I bought this bottle based on a glowing review with a high score. And – spoiler alert – I don’t like it as much as that reviewer did. Sure, this whisky has an older age, a natural presentation, and was sold for a fair price. But Glenallachie isn’t a distillery I normally go out of my way for, so with no samples available, I would have left it on the shelf were it not for that review. I’ve been spoiled by getting into whisky in Edinburgh and now by living in London, which means I can often taste before I decide to buy. Most whisky drinkers aren’t so fortunate.
Out of necessity, many whisky drinkers buy primarily based on specs or reviews. If you’ve been around whisky for a little while, you’ve probably encountered the standard advice for consuming whisky tasting notes and reviews. The typical recommendation is that you should read a variety of writers and compare their notes to yours on given whiskies. By doing so, you can decipher the scrolls and understand how their notes on a dram will relate to the experience you’ll have with it. But that’s easier said than done. To understand how you personally experience one writer’s “quince jelly” takes a fair bit of skill, a good bit of money, and far too many trips to supermarket jam sections.
Translating tasting notes is hard enough, but when deciding what to buy we also need to understand how another person’s scores might predict ours. This is an ongoing process of reading, sampling, and re-reading. Eventually, we get a fair idea of whose tastes we believe are similar to ours, and with that we get the confidence to buy based on the words we read and the numbers we see from our favourite whisky writers.
So you buy a whisky based on a review, uncork it and taste it. Can you have an unbiased opinion? Forget blind tasting, the 9/10 or 90 points stare you in the face at every sip.
And what if you then find you disagree with the rave review? If you’re like me, you might doubt your own experience and start reassessing your notes and your opinions, perhaps even trying to convince yourself differently. It’s the same feeling you would get if you were are a classic rock fan finding yourself bored with Led Zeppelin IV or a budding 1980s horror buff apathetic about The Shining.

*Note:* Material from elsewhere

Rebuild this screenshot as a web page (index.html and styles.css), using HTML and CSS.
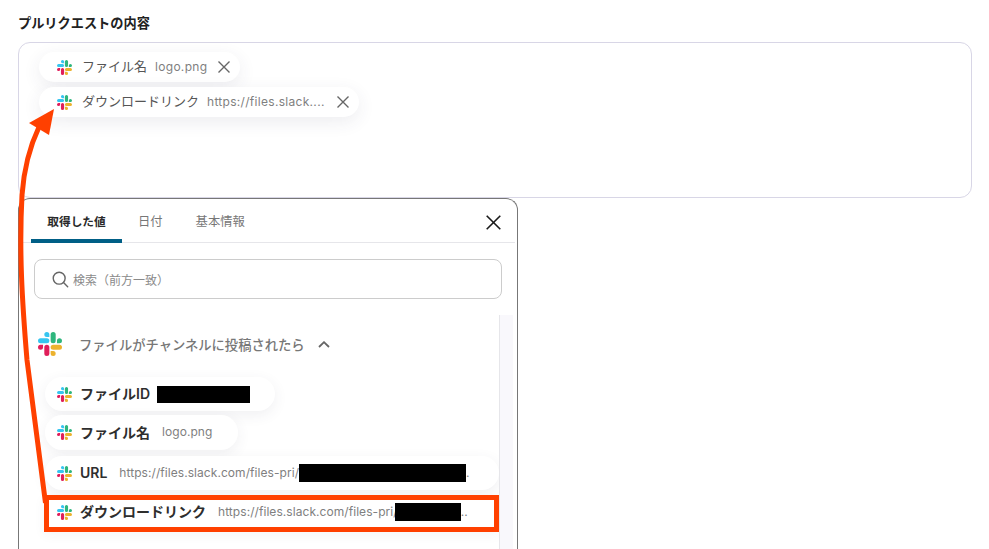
FILE: index.html
```html
<!DOCTYPE html>
<html lang="ja">
<head>
<meta charset="utf-8">
<title>プルリクエストの内容</title>
<link rel="stylesheet" href="styles.css">
</head>
<body>
<svg class="defs" width="0" height="0" aria-hidden="true">
  <symbol id="slack" viewBox="0 0 24 24">
    <path fill="#E01E5A" d="M5.042 15.165a2.528 2.528 0 0 1-2.52 2.523A2.528 2.528 0 0 1 0 15.165a2.527 2.527 0 0 1 2.522-2.52h2.52v2.52zM6.313 15.165a2.527 2.527 0 0 1 2.521-2.52 2.527 2.527 0 0 1 2.521 2.52v6.313A2.528 2.528 0 0 1 8.834 24a2.528 2.528 0 0 1-2.521-2.522v-6.313z"/>
    <path fill="#36C5F0" d="M8.834 5.042a2.528 2.528 0 0 1-2.521-2.52A2.528 2.528 0 0 1 8.834 0a2.528 2.528 0 0 1 2.521 2.522v2.52H8.834zM8.834 6.313a2.528 2.528 0 0 1 2.521 2.521 2.528 2.528 0 0 1-2.521 2.521H2.522A2.528 2.528 0 0 1 0 8.834a2.528 2.528 0 0 1 2.522-2.521h6.312z"/>
    <path fill="#2EB67D" d="M18.956 8.834a2.528 2.528 0 0 1 2.522-2.521A2.528 2.528 0 0 1 24 8.834a2.528 2.528 0 0 1-2.522 2.521h-2.522V8.834zM17.688 8.834a2.528 2.528 0 0 1-2.523 2.521 2.527 2.527 0 0 1-2.52-2.521V2.522A2.527 2.527 0 0 1 15.165 0a2.528 2.528 0 0 1 2.523 2.522v6.312z"/>
    <path fill="#ECB22E" d="M15.165 18.956a2.528 2.528 0 0 1 2.523 2.522A2.528 2.528 0 0 1 15.165 24a2.527 2.527 0 0 1-2.52-2.522v-2.522h2.52zM15.165 17.688a2.527 2.527 0 0 1-2.52-2.523 2.526 2.526 0 0 1 2.52-2.52h6.313A2.527 2.527 0 0 1 24 15.165a2.528 2.528 0 0 1-2.522 2.523h-6.313z"/>
  </symbol>
</svg>

<main class="page">
  <h1 class="field-label">プルリクエストの内容</h1>
  <section class="field">
    <div class="chip chip-a">
      <svg class="slack-sm"><use href="#slack"/></svg>
      <span class="chip-name">ファイル名</span>
      <span class="chip-value">logo.png</span>
      <svg class="chip-x" viewBox="0 0 12 12"><path d="M0.5 0.5 11.5 11.5M11.5 0.5 0.5 11.5"/></svg>
    </div>
    <div class="chip chip-b">
      <svg class="slack-sm"><use href="#slack"/></svg>
      <span class="chip-name">ダウンロードリンク</span>
      <span class="chip-value">https://files.slack....</span>
      <svg class="chip-x" viewBox="0 0 12 12"><path d="M0.5 0.5 11.5 11.5M11.5 0.5 0.5 11.5"/></svg>
    </div>
  </section>

  <section class="panel">
    <header class="tabs">
      <span class="tab tab-active">取得した値</span>
      <span class="tab tab-date">日付</span>
      <span class="tab tab-info">基本情報</span>
      <svg class="panel-close" viewBox="0 0 15 15"><path d="M0.7 0.7 14.3 14.3M14.3 0.7 0.7 14.3"/></svg>
    </header>
    <div class="search">
      <svg class="search-icon" viewBox="0 0 18 18"><circle cx="7.6" cy="7.6" r="6.3"/><path d="M12.2 12.2 16.6 16.6"/></svg>
      <span class="search-text">検索（前方一致）</span>
    </div>
    <div class="list-wrap">
      <div class="list">
        <div class="group">
          <svg class="slack-lg"><use href="#slack"/></svg>
          <span class="group-title">ファイルがチャンネルに投稿されたら</span>
          <svg class="chevron" viewBox="0 0 12 7"><path d="M1 6 6 1.2 11 6"/></svg>
        </div>
        <div class="row row-id">
          <svg class="slack-sm"><use href="#slack"/></svg>
          <span class="row-name">ファイルID</span>
          <span class="redact redact-id"></span>
        </div>
        <div class="row row-file">
          <svg class="slack-sm"><use href="#slack"/></svg>
          <span class="row-name">ファイル名</span>
          <span class="row-value">logo.png</span>
        </div>
        <div class="row row-url">
          <svg class="slack-sm"><use href="#slack"/></svg>
          <span class="row-name">URL</span>
          <span class="row-value">https://files.slack.com/files-pri/</span><span class="redact redact-url"></span><span class="row-value">.</span>
        </div>
        <div class="row row-dl">
          <svg class="slack-sm"><use href="#slack"/></svg>
          <span class="row-name">ダウンロードリンク</span>
          <span class="row-value">https://files.slack.com/files-pri/</span><span class="redact redact-dl"></span><span class="row-value">..</span>
        </div>
      </div>
      <div class="scroll-track"></div>
    </div>
  </section>
</main>

<svg class="arrow" viewBox="0 0 989 549" aria-hidden="true">
  <path class="arrow-shaft" d="M45.5 503 L27 360 C22 300 19 250 22 195 C24 168 30 146 39 127"/>
  <polygon class="arrow-head" points="54,109 29,123 49,135"/>
</svg>
</body>
</html>
```

FILE: styles.css
```css
* { box-sizing: border-box; }

html, body {
  margin: 0;
  height: 549px;
  overflow: hidden;
  background: #fff;
}

body {
  position: relative;
  font-family: Inter, "Noto Sans CJK JP", sans-serif;
}

.defs { position: absolute; }

.page {
  height: 549px;
  overflow: hidden;
  padding: 14px 17px 0 18px;
}

.field-label {
  margin: 0 0 9px;
  height: 19px;
  font-size: 13.2px;
  line-height: 19px;
  font-weight: 600;
  color: #222;
}

.field {
  height: 156px;
  border: 1px solid #d8d6e6;
  border-radius: 12px;
  padding: 9px 20px 0;
  display: flex;
  flex-direction: column;
  align-items: flex-start;
  gap: 5px;
}

.chip {
  height: 30px;
  display: flex;
  align-items: center;
  padding-left: 18px;
  border-radius: 15px;
  background: #fff;
  box-shadow: 0 5px 18px rgba(60, 60, 90, 0.09);
}

.chip-a { width: 201px; }
.chip-b { width: 320px; }

.slack-sm { width: 15px; height: 15px; flex: none; }
.slack-lg { width: 24px; height: 24px; flex: none; }

.chip-name {
  margin-left: 10px;
  padding-bottom: 3px;
  font-size: 13px;
  color: #555;
}

.chip-value {
  margin-left: 8px;
  padding-bottom: 2px;
  font-size: 12px;
  letter-spacing: 0.3px;
  color: #7f7f7f;
  white-space: nowrap;
}

.chip-x {
  width: 12px;
  height: 12px;
  margin-left: 11px;
  flex: none;
  fill: none;
  stroke: #666;
  stroke-width: 1.4;
}

.chip-b .chip-x { margin-left: 12px; }

.panel {
  width: 500px;
  height: 400px;
  border: 1px solid #777;
  border-bottom: 0;
  border-radius: 12px 12px 0 0;
  background: #fff;
}

.tabs {
  position: relative;
  height: 44px;
  display: flex;
  align-items: flex-start;
  margin-right: 2px;
  border-bottom: 1px solid #e6e6ea;
}

.tab {
  height: 44px;
  padding-top: 14px;
  font-size: 12.3px;
  line-height: 18px;
  color: #777;
}

.tab-active {
  width: 91px;
  margin-left: 12px;
  text-align: center;
  font-size: 11.7px;
  font-weight: 600;
  color: #2a2a2a;
  border-bottom: 4px solid #005f86;
  border-radius: 4px 4px 0 0;
}

.tab-date { margin-left: 16px; }
.tab-info { margin-left: 33px; }

.panel-close {
  width: 15px;
  height: 15px;
  margin-left: auto;
  margin-top: 16px;
  margin-right: 14px;
  fill: none;
  stroke: #1a1a1a;
  stroke-width: 1.6;
}

.search {
  height: 40px;
  margin: 16px 15px 0;
  padding-left: 17px;
  display: flex;
  align-items: center;
  border: 1px solid #ccc;
  border-radius: 8px;
}

.search-icon {
  width: 17px;
  height: 17px;
  flex: none;
  fill: none;
  stroke: #666;
  stroke-width: 1.5;
  stroke-linecap: round;
}

.search-text {
  margin-left: 4px;
  font-size: 12px;
  color: #8a8a8a;
}

.list-wrap {
  height: 234px;
  margin-top: 16px;
  display: flex;
}

.list {
  width: 480px;
  flex: none;
  padding-left: 19px;
}

.scroll-track {
  width: 14px;
  flex: none;
  background: #f9f8fc;
  border-left: 1px solid #e6e6ea;
}

.group {
  height: 58px;
  display: flex;
  align-items: center;
}

.group-title {
  margin-left: 17px;
  font-size: 13.3px;
  font-weight: 500;
  color: #777;
  white-space: nowrap;
}

.chevron {
  width: 12px;
  height: 7px;
  margin-left: 13px;
  flex: none;
  fill: none;
  stroke: #666;
  stroke-width: 1.8;
}

.row {
  display: flex;
  align-items: center;
  height: 34px;
  margin-left: 7px;
  padding-left: 12px;
  border-radius: 17px;
  background: #fff;
  box-shadow: 0 4px 14px rgba(60, 60, 90, 0.08);
}

.row-id { width: 230px; margin-top: 4px; }
.row-file { width: 193px; margin-top: 4px; height: 35px; }
.row-url { width: 454px; margin-top: 6px; }

.row-dl {
  width: 455px;
  height: 37px;
  margin-top: 5px;
  margin-left: 6px;
  padding-left: 8px;
  padding-bottom: 3px;
  border: 5px solid #ff4000;
  border-radius: 0;
  box-shadow: 0 3px 12px rgba(60, 60, 90, 0.05);
}

.row-name {
  margin-left: 8px;
  padding-bottom: 2px;
  font-size: 14px;
  font-weight: 600;
  color: #2e2e2e;
  white-space: nowrap;
}

.row-value {
  padding-bottom: 2px;
  font-size: 12px;
  letter-spacing: 0.06px;
  color: #808080;
  white-space: nowrap;
}

.row-name + .row-value { margin-left: 12px; }

.redact {
  display: block;
  flex: none;
  background: #000;
}

.redact-id { width: 93px; height: 17px; margin-left: 7px; }
.redact-url { width: 167px; height: 18px; }
.redact-dl { width: 66px; height: 18px; margin-left: -3px; }

.arrow {
  position: absolute;
  left: 0;
  top: 0;
  width: 989px;
  height: 549px;
  pointer-events: none;
}

.arrow-shaft {
  fill: none;
  stroke: #ff4000;
  stroke-width: 5;
}

.arrow-head { fill: #ff4000; }
```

Processing reviews for anything you know and like is a careful balance. It probably does make sense to give a whisky a bit more time and thought if others have raved about it. But the old chestnut that “no one can tell you you’re wrong” does ring true. After all, we do taste whisky with our own tastebuds, not anyone else’s. We have to trust ourselves more than we trust the ramblings and ratings of others. Perhaps, like the customer, “the taster is always right”?
Today’s whisky was distilled at Glenallachie in 1992, aged for 26 years in a bourbon hogshead, and bottled in spring 2019 for Cadenhead’s Authentic Collection. It is non-chillfiltered, natural colour and bottled at a cask strength of 54.8% ABV. At release, it was priced at around £102 in the UK.
Nose: Lightly wafted but forward on blanched hazelnuts, milk chocolate, caramel, and roasted malt. The combination would make for a great chocolate bar. With air, the smell is sweeter, turning towards white chocolate and pale malt. Water amplifies the caramel and adds toffee.
Taste: Nutty and sweet, with an arrival of almond skins and milk chocolate. The development brings pale malt, lemon zest, and fizzy sweets. A few drops of water roasts the nuts, but adding more water tones down the nuttiness and amplifies the citrus.
Finish: Sweet on milk chocolate and hazelnuts, with wood spices and tannins lingering on the back palate.
This Glenallachie has some flavours that could come from a straight bourbon or a sherry cask malt – chocolate and nuts – but here they’re clearly delivered in the package of a bourbon cask malt whisky. It delivers a different experience to most Speysiders of this age and maturation, with less fresh fruit and more artificial sweetness, combined with spirit character and bourbon cask influence. This whisky is a great example of the kinds of whiskies Cadenhead’s puts out on a regular basis. But it doesn’t quite live up to the high hopes I had based on the review I read. And you can’t tell me I’m wrong about that – after all, the taster is always right.